April 20, 2024

Harvard’s sugar daddy

Scientists collaborated with the sugar industry in the 1960s to dismiss health concerns.

Harvard nutrition researchers in the 1960s were suborned by the sugar industry to deflect the attention of the public away from its baneful role in chronic disease, claim hard-hitting articles in JAMA released this week.

Based on studies of the archives of the Sugar Research Foundation (SRF), researchers found that in the early 1960s three Harvard scientists were paid US$6,500 (about $50,000 in today’s dollars) to write a review of research into the role of sugar and fat in heart disease. The sugar industry selected the papers and the resulting two-part review, published in the New England Journal of Medicine, minimized the role of sugar and painted saturated fat as the villain. Its conclusion was that “there was ‘no doubt’ that the only dietary intervention required to prevent CHD was to reduce dietary cholesterol and substitute polyunsaturated fat for saturated fat in the American diet.” The SRF’s intimate involvement in the study was not disclosed.

The links of the scientists to the sugar industry were scandalously close. Dr. Fredrick J. Stare, the chairman of Harvard’s nutrition department at the time, and the senior author of the 1967 research review, was an ad hoc member of the sugar industry’s scientific advisory board.  

This lack of transparency and conflict of interest may have had far-reaching effects. For the next 50 years, nutritionists focused on fighting fat while underestimating the role of sugar in coronary heart disease. For years they warned of the dangers of fat, leading people to eat low-fat, high-sugar foods which have contributed to America’s obesity epidemic.

In an accompanying editorial, Marion Nestle, of New York University, writes:

The documents leave little doubt that the intent of the industry-funded review was to reach a foregone conclusion. The investigators knew what the funder expected, and produced it. Whether they did this deliberately, unconsciously, or because they genuinely believed saturated fat to be the greater threat is unknown. But science is not supposed to work this way. The documents make this review seem more about public relations than science.

And she concludes:

These authors have done the nutrition science community a great public service by bringing this historical example to light.

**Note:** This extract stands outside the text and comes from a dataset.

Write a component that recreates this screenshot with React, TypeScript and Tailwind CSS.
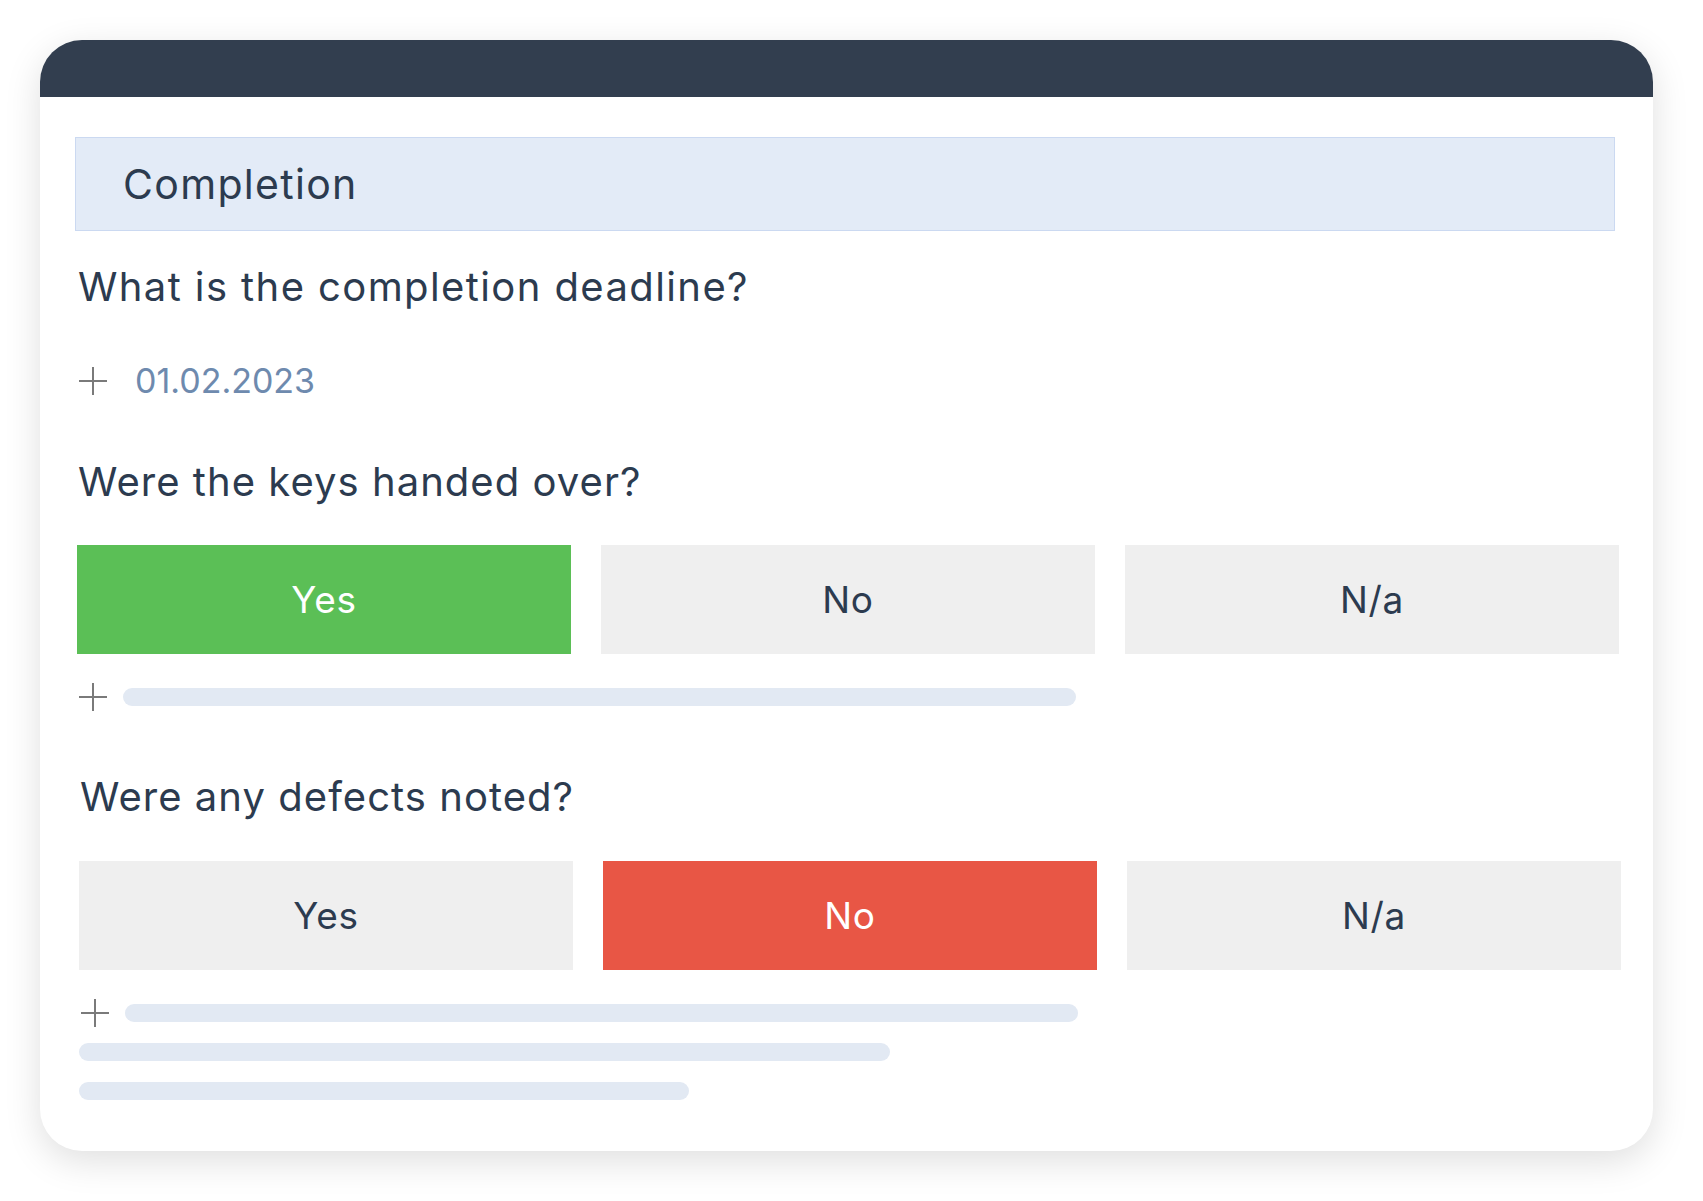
import React from "react";

const font = { fontFamily: "Inter, 'Noto Sans', sans-serif" };

function Plus() {
  return (
    <svg width="28" height="28" viewBox="0 0 28 28" className="shrink-0">
      <line x1="14" y1="0" x2="14" y2="28" stroke="#7a7a7a" strokeWidth="2" />
      <line x1="0" y1="14" x2="28" y2="14" stroke="#7a7a7a" strokeWidth="2" />
    </svg>
  );
}

type Choice = "Yes" | "No" | "N/a";

function Choices({ value, tone }: { value: Choice; tone: "green" | "red" }) {
  const options: Choice[] = ["Yes", "No", "N/a"];
  return (
    <div className="flex gap-[30px]">
      {options.map((o) => {
        const active = o === value;
        const cls = active
          ? tone === "green"
            ? "bg-[#5bbf56] text-white"
            : "bg-[#e85645] text-white"
          : "bg-[#efefef] text-[#2c3b4f]";
        return (
          <div
            key={o}
            className={`w-[494px] h-[109px] flex items-center justify-center text-[37px] leading-[44px] tracking-[0.02em] ${cls}`}
          >
            {o}
          </div>
        );
      })}
    </div>
  );
}

export default function App() {
  return (
    <div className="min-h-screen bg-white p-[40px]" style={font}>
      <div className="w-[1613px] h-[1111px] bg-white rounded-[42px] overflow-hidden shadow-[0_10px_36px_rgba(0,0,0,0.13)]">
        {/* top bar */}
        <div className="h-[57px] bg-[#323e4f]" />

        <div className="pl-[35px] pr-[30px] pt-[40px]">
          {/* section title */}
          <div className="h-[94px] mr-[8px] flex items-center pl-[47px] bg-[#e3ebf7] border border-[#cbd9f1]">
            <span className="text-[41px] leading-[48px] tracking-[0.032em] text-[#2c3b4f]">Completion</span>
          </div>

          {/* deadline */}
          <div className="mt-[32px] pl-[3px] text-[40px] leading-[48px] tracking-[0.035em] text-[#2c3b4f]">
            What is the completion deadline?
          </div>
          <div className="mt-[46px] h-[48px] pl-[4px] flex items-center gap-[28px]">
            <Plus />
            <span className="text-[34px] leading-[48px] text-[#6e8aae]">01.02.2023</span>
          </div>

          {/* keys */}
          <div className="mt-[53px] pl-[3px] text-[40px] leading-[48px] tracking-[0.026em] text-[#2c3b4f]">
            Were the keys handed over?
          </div>
          <div className="mt-[39px] ml-[2px]">
            <Choices value="Yes" tone="green" />
          </div>
          <div className="mt-[29px] h-[28px] pl-[4px] flex items-center gap-[16px]">
            <Plus />
            <div className="w-[953px] h-[18px] rounded-full bg-[#e2e9f3]" />
          </div>

          {/* defects */}
          <div className="mt-[62px] pl-[5px] text-[40px] leading-[48px] tracking-[0.026em] text-[#2c3b4f]">
            Were any defects noted?
          </div>
          <div className="mt-[40px] ml-[4px]">
            <Choices value="No" tone="red" />
          </div>
          <div className="mt-[29px] h-[28px] pl-[6px] flex items-center gap-[16px]">
            <Plus />
            <div className="w-[953px] h-[18px] rounded-full bg-[#e2e9f3]" />
          </div>
          <div className="mt-[16px] ml-[4px] w-[811px] h-[18px] rounded-full bg-[#e2e9f3]" />
          <div className="mt-[21px] ml-[4px] w-[610px] h-[18px] rounded-full bg-[#e2e9f3]" />
        </div>
      </div>
    </div>
  );
}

May it serve as a warning not only to policymakers, but also to researchers, clinicians, peer reviewers, journal editors, and journalists of the need to consider the harm to scientific credibility and public health when dealing with studies funded by food companies with vested interests in the results—and to find better ways to fund such studies and to prevent, disclose, and manage potentially conflicted interests.